The Blackberry Walk

from BreadIsDead
Wolf Children and Childhood Ferality - BreadIsDead

2019/07/10 Wolf Children and Childhood Ferality

What makes man different from an animal? We can point to opposable thumbs, our furless bodies or the fact we live in houses. These physical attributes of man avoid the root of the divide; man is conscious. Man is embarrassed. Man has a conception of oneself. The ego does spring from the womb with us since such complex ideas are overwhelming to our prematurely born minds. Psychologists agree that around the age of 2 a child sees themselves as an individual from their parents, as a separate ego.

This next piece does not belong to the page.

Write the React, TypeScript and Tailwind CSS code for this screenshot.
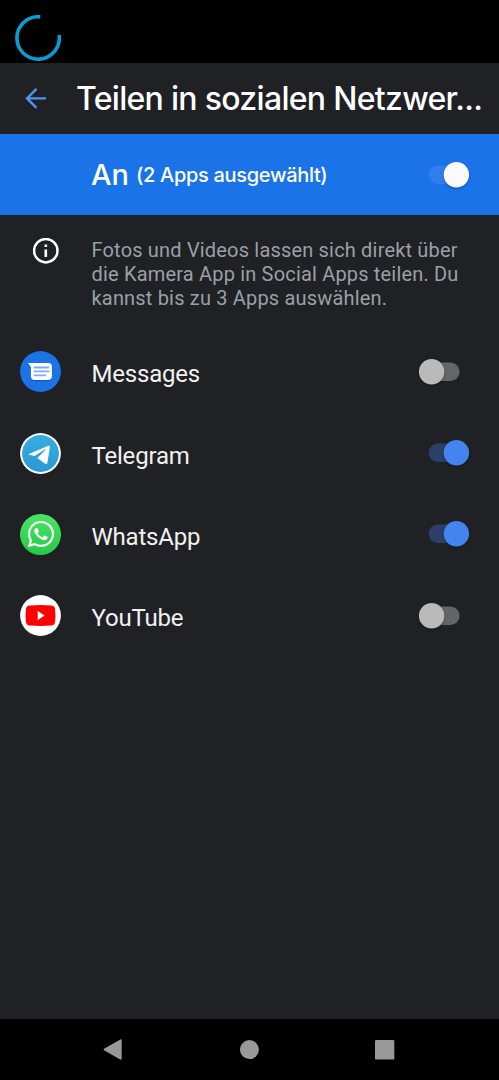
import React, { useState } from 'react'
import { FaWhatsapp } from 'react-icons/fa'

type TApp = {
  name: string
  icon: React.ReactNode
  selected: boolean
}

type SwitchProps = {
  label: string
  checked: boolean
  onChange: () => void
  light?: boolean
}

function Switch({ label, checked, onChange, light = false }: SwitchProps) {
  let track = checked ? '#2a4068' : '#646567';
  let thumb = checked ? '#4384f1' : '#bababa';
  if (light) {
    track = '#307dec';
    thumb = '#fafafa';
  }

  return (
    <button role="switch" aria-checked={checked} aria-label={label} onClick={onChange} className="block h-8 w-14 shrink-0">
      <svg viewBox="0 0 56 32" className="h-8 w-14">
        <rect x="12.6" y="6.6" width="31" height="18.4" rx="9.2" fill={track} />
        <circle
          cx={checked ? 40.4 : 15.6}
          cy="15.8"
          r="12.7"
          fill={thumb}
          className="drop-shadow-[0_1px_1px_rgba(0,0,0,0.3)]"
        />
      </svg>
    </button>
  )
}

function MessagesIcon() {
  return (
    <svg viewBox="0 0 41 41" className="size-[41px]">
      <circle cx="20.5" cy="20.5" r="20.4" fill="#1b73e8" />
      <path d="M8 13.2h20.3a3.6 3.6 0 0 1 3.6 3.6v9.8a3.6 3.6 0 0 1-3.6 3.6H14.5a3.6 3.6 0 0 1-3.6-3.6V17.3z" fill="#1559b8" />
      <path d="M8 12.1h20.3a3.6 3.6 0 0 1 3.6 3.6v9.6a3.6 3.6 0 0 1-3.6 3.6H14.5a3.6 3.6 0 0 1-3.6-3.6V16.2z" fill="#fff" />
      <path d="M14.5 16.5h14M14.5 20.4h14M14.5 24.4h10.7" stroke="#80aaf5" strokeWidth="1.9" strokeLinecap="round" />
    </svg>
  )
}

function TelegramIcon() {
  return (
    <svg viewBox="0 0 41 41" className="size-[41px]">
      <defs>
        <linearGradient id="telegram" x1="0" y1="0" x2="0" y2="1">
          <stop offset="0" stopColor="#37aee2" />
          <stop offset="1" stopColor="#2998d2" />
        </linearGradient>
      </defs>
      <circle cx="20.5" cy="20.5" r="20.4" fill="#fff" />
      <circle cx="20.5" cy="20.5" r="18.4" fill="url(#telegram)" />
      <path d="M8.9 20.9 28.3 12.8q1.8-.6 1.6 1.1L27.4 29.8q-.5 2-2.2.9l-7.9-5.8 8.5-8.2q.5-.8-.5-.4L14.6 23.1l-5.4-1.3q-1-.4-.3-.9z" fill="#fff" />
    </svg>
  )
}

function WhatsAppIcon() {
  return (
    <span className="flex size-[41px] items-center justify-center rounded-full bg-linear-to-b from-[#48e665] to-[#25c947] text-white">
      <FaWhatsapp size={30} />
    </span>
  )
}

function YouTubeIcon() {
  return (
    <svg viewBox="0 0 41 41" className="size-[41px]">
      <circle cx="20.5" cy="20.5" r="20.4" fill="#fff" />
      <path d="M10 10.5q10.5-.9 21 0 3.7.2 4.1 4 .7 6 0 12-.4 3.8-4.1 4-10.5.9-21 0-3.7-.2-4.1-4-.7-6 0-12 .4-3.8 4.1-4z" fill="#f00" />
      <path d="M17.7 16.1V25l7-4.4z" fill="#fff" />
    </svg>
  )
}

const initialApps: TApp[] = [
  { name: 'Messages', icon: <MessagesIcon />, selected: false },
  { name: 'Telegram', icon: <TelegramIcon />, selected: true },
  { name: 'WhatsApp', icon: <WhatsAppIcon />, selected: true },
  { name: 'YouTube', icon: <YouTubeIcon />, selected: false },
]

export default function App() {

  const [enabled, setEnabled] = useState(true);
  const [apps, setApps] = useState(initialApps);

  const selectedCount = apps.filter(app => app.selected).length;

  const toggleApp = (name: string): void => {
    setApps(apps.map(app => app.name === name ? { ...app, selected: !app.selected } : app));
  }

  return (
    <div className="flex h-[1080px] w-[499px] flex-col overflow-hidden bg-[#202124] font-['Roboto',sans-serif] text-[#f1f1f1]">
      {/* Status bar */}
      <div className="h-[63px] shrink-0 bg-black pt-[15px] pl-[15px]">
        <svg viewBox="0 0 46 46" className="size-[46px]" fill="none">
          <path d="M25.3 1.9A21.2 21.2 0 1 0 44.1 20" stroke="#0a9dd2" strokeWidth="3.6" />
        </svg>
      </div>

      <header className="flex h-[71px] shrink-0 items-center pl-[25px]">
        <button aria-label="Zurück">
          <svg viewBox="0 0 22 22" className="size-[22px]" fill="none" stroke="#4e93ed" strokeWidth="2.4">
            <path d="M21 10.4H2.5M11.5.9 2 10.4l9.5 9.5" />
          </svg>
        </button>
        <h1 className="ml-[29px] font-['Inter',sans-serif] text-[32px] font-medium tracking-[-0.7px] whitespace-nowrap text-white">
          Teilen in sozialen Netzwer...
        </h1>
      </header>

      <section className="flex h-[81px] shrink-0 items-center bg-[#1b73e8] pr-[27px] pl-[91px] font-['Inter',sans-serif] text-white">
        <div className="flex flex-1 items-center whitespace-nowrap">
          <span className="text-[29px] font-medium">{enabled ? 'An' : 'Aus'}</span>
          <span className="ml-[7px] text-xl font-medium tracking-[-0.32px]">({selectedCount} Apps ausgewählt)</span>
        </div>
        <Switch label="Teilen" checked={enabled} onChange={() => setEnabled(!enabled)} light />
      </section>

      <main className="flex-1">
        <div className="flex h-[116.4px] pt-[23px] pl-[33px]">
          <svg viewBox="0 0 26 26" className="size-[26px] shrink-0">
            <circle cx="12.8" cy="12.7" r="11.7" fill="none" stroke="#fff" strokeWidth="2.5" />
            <path d="M11.5 6.4h2.6V9h-2.6zM11.5 11.5h2.6V19h-2.6z" fill="#fff" />
          </svg>
          <p className="ml-[32.5px] text-xl leading-6 tracking-[0.18px] whitespace-nowrap text-[#9aa0a6]">
            Fotos und Videos lassen sich direkt über<br />
            die Kamera App in Social Apps teilen. Du<br />
            kannst bis zu 3 Apps auswählen.
          </p>
        </div>

        <ul>
          {apps.map(app => (
            <li key={app.name} className="flex h-[81.2px] items-center pr-[27px] pl-5">
              {app.icon}
              <span className="ml-[30.5px] flex-1 pt-[5px] text-2xl tracking-[-0.2px]">{app.name}</span>
              <Switch label={app.name} checked={app.selected} onChange={() => toggleApp(app.name)} />
            </li>
          ))}
        </ul>
      </main>

      {/* Navigation bar */}
      <nav className="flex h-[61px] shrink-0 items-center bg-black">
        <svg viewBox="0 0 499 61" className="h-[61px] w-[499px]" fill="#999">
          <path d="M104 29.8q-.7.7 0 1.4l16.3 9.3q1.4.6 1.4-.9V21.3q0-1.5-1.4-.9z" />
          <circle cx="249.4" cy="30.6" r="9.5" />
          <rect x="375" y="21" width="19.3" height="19.5" rx="1.2" />
        </svg>
      </nav>
    </div>
  )
}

Before which we are seemingly unconscious beings, feral like a wolf. The incubates inside of them, developing slowly as they begin to see others as an ego in of themselves. Society civilises us, and we let go of our feral nature, our instinct and deep bond in favour of rationality and a plethora of bonds. We conceal our unconscious inner ookami in favour of our conscious persona which cannot truly understand and be deeply moved by another. Language enables us to understand one another yet simultaneously enables us to misunderstand one another. The lone wolf, howling atop a mountain, rushing with primal instinct, rejects duplicity, embraces simplicity, operating on a wavelength the modern radio can't receive. Rejection of cushiness is antithetical once you have tasted from the tree of knowledge. Only the child, the stem cell of possibility, can chose their path.